The carbon product will be structured as a portfolio investment entity (PIE) – listed on the NZX – with MMC to provide unit-pricing and registry outsourced to Link. Guardian Trust is both supervisor and custodian.


Salt will open up the carbon fund for initial offers over October 23 to November 5 before officially listing on the NZX Main Board on November 8.


Headed by Matthew Goodson and Paul Harrison, Salt may roll out other listed funds under the master trust deed housing the carbon fund.

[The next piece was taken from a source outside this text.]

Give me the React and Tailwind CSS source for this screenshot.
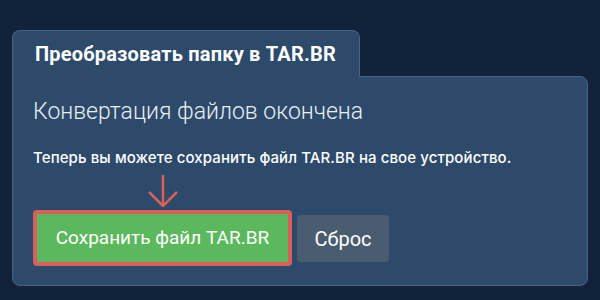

The Australasian shares manager looks after about $2 billion on behalf of retail and institutional investors including marquee clients Westpac/BT and AMP Capital.


Also last week, the roughly $40 million tech-flavoured Punakaiki Fund has embarked on another (its sixth) capital-raising round, this time featuring a super-low minimum investment of $215.


Punakaiki, which invests in a range of fast-growing NZ firms, is offering shares at $21.50 each with a minimum subscription of 10 shares (and no maximum) “to make further investments into existing and new Portfolio Companies, and to pay our operating costs”.


Currently, the fund holds 18 active investments “with 13 generating annual revenue of over $1 million, of which five are currently achieving annual revenues of over $5 million”, Mike Bennetts, Punakaiki chair, says in a letter to investors.


Bennetts says Punakaiki is looking to invest $2.75 million in existing portfolio firms Melon Health, Devoli and Coherent Solutions by the end of 2018. He says other holdings such as Conqa and Mobi2Go, Boardingware and RedSeed would benefit if the fund raised $10 million.


“We remain swamped with other high quality opportunities from inside and outside our current portfolio, and funds beyond $10 million would be applied there,” Bennetts says.


According to the offer document, the Punakaiki fund has achieved a 24 per cent internal rate of return since launching in 2015. The fund, founded by tech enthusiast Lance Wiggs and Chris Humphreys, has a 2 per cent annual management fee plus a performance fee that will garner 20 per cent of any net gains above 10 per cent per annum (with high watermark restrictions).


Wiggs said in 2016 that Punakaiki hoped to list on the NZX when it hit $100 million.


“While we still intend to list on a stock exchange like the NZX, our recent shareholders’ vote on the matter was clear that there is no urgency, and we will reassess this proposal in 2020,” Bennetts says in the letter. “We are working towards our target of $100 million in assets, which will provide Punakaiki Fund the desired scale for listing.”


The latest offer is open from this Thursday (October 18) until November 14.